Illinois FOID Challenge Passes First Hurdle

You may remember the Motion to Dismiss in the case of an Ohio woman who wanted to have a functional firearm while visiting Illinois. This is the case by the Mountain States Legal Foundation. Illinois filed a Motion to Dismiss the case, for failure to make a claim upon which relief could be granted. I was initially skeptical they were going to easily overcome this motion, but it would appear that they have. The motion was denied by the federal judge hearing the case. What made me think the motion was difficult to overcome was that she had an Ohio license to carry, but it appears that’s not a fact in this case:

Ohio issues licenses to individuals to possess and carry concealed weapons … If Mishaga has such a license, then perhaps, she may legally possess a weapon in Illinois without a FOID Card pursuant to this exception. Mishaga does not allege that she has such a license. For the purposes of the Motion, the Court must assume that she does not, and so, must assume that this exception does not apply to her.

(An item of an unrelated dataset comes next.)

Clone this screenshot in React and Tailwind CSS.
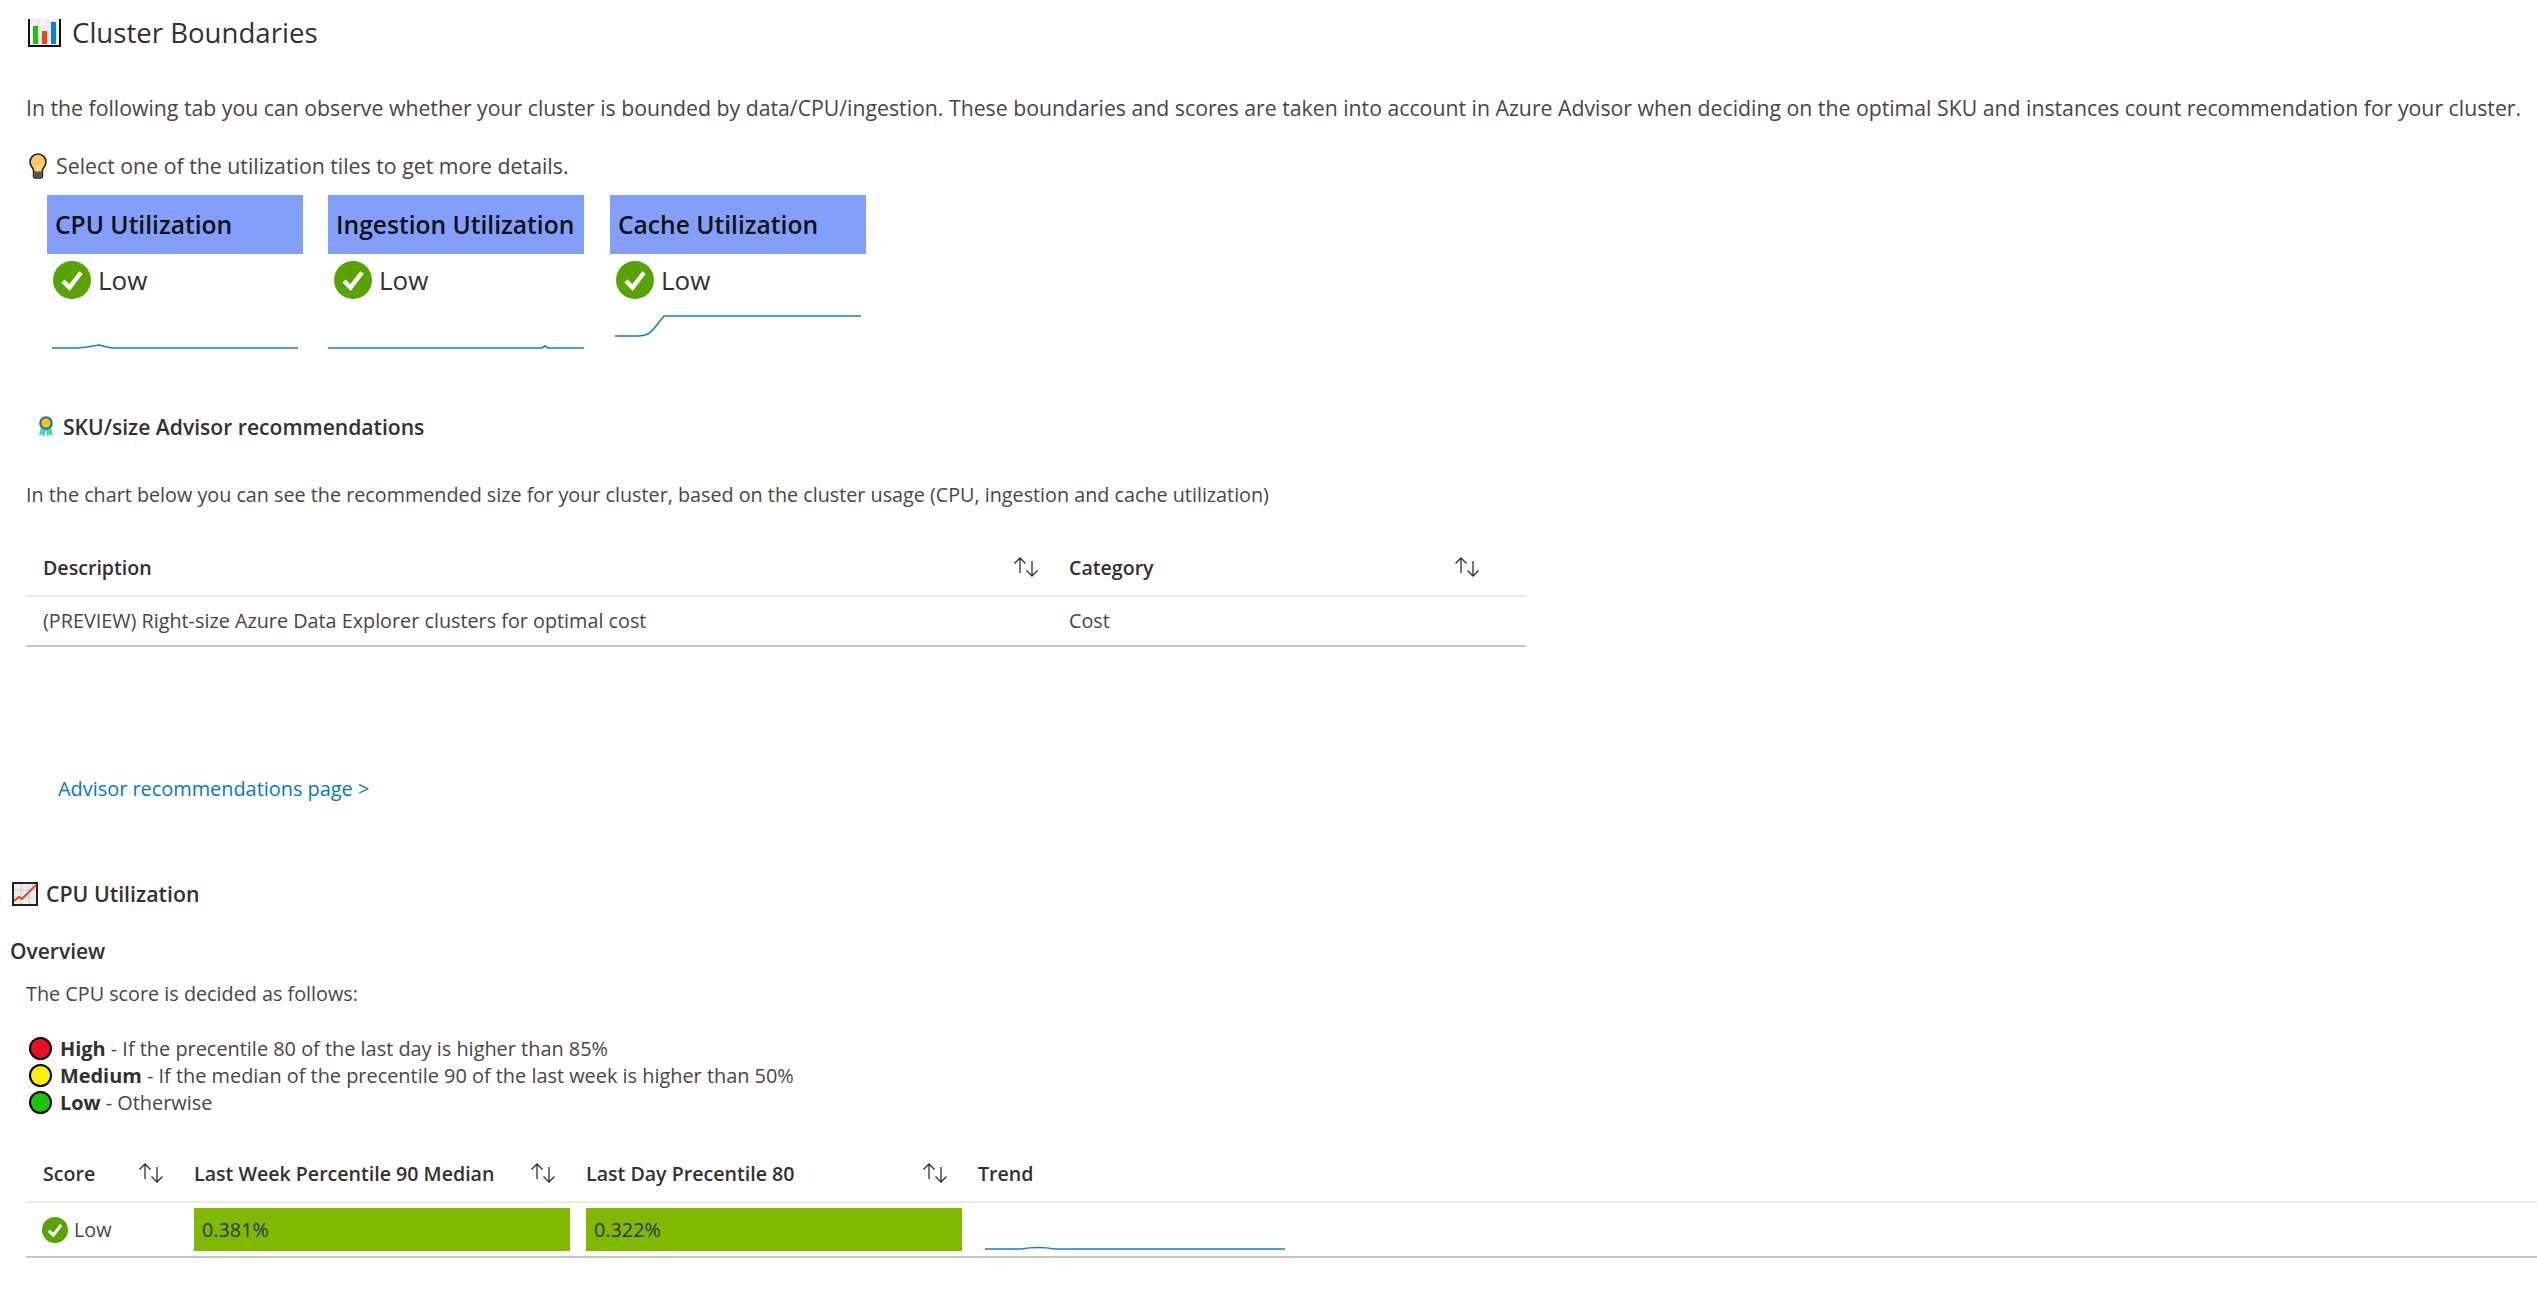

So they beat the first challenge. It would seem that Illinois law would allow non-residents to be issued FOIDs. Perhaps it’s time for Illinois State Police to change their policies in this regard, lest they continue to fight this expensive lawsuit.

Another Avenue for Fixing DC’s Gun Laws

Looks like they are going to go for the purse strings:

As they did with the D.C. voting rights bill, gun rights advocates are likely to move an amendment to the D.C. budget measure that lays waste to the city’s firearm registration and possession laws. DC Vote, the taxpayer-funded advocacy group lobbying Capitol Hill for voting representation, issued a statement Monday urging supporters “to pack the hearing room … and show our solidarity in opposition to these attacks on D.C. democracy.”

If democracy means crapping on people’s rights, I’m all for attacking it. There’s a reason we’re not a democracy. I could be wrong, but I think there are complications, in terms of house rules, for attaching a non-budgetary item to a budgetary bill. Hopefully not though. It’s time to get this done.

UPDATE: This story is a year old. Sorry folks. Showed up in my Google Alerts as new.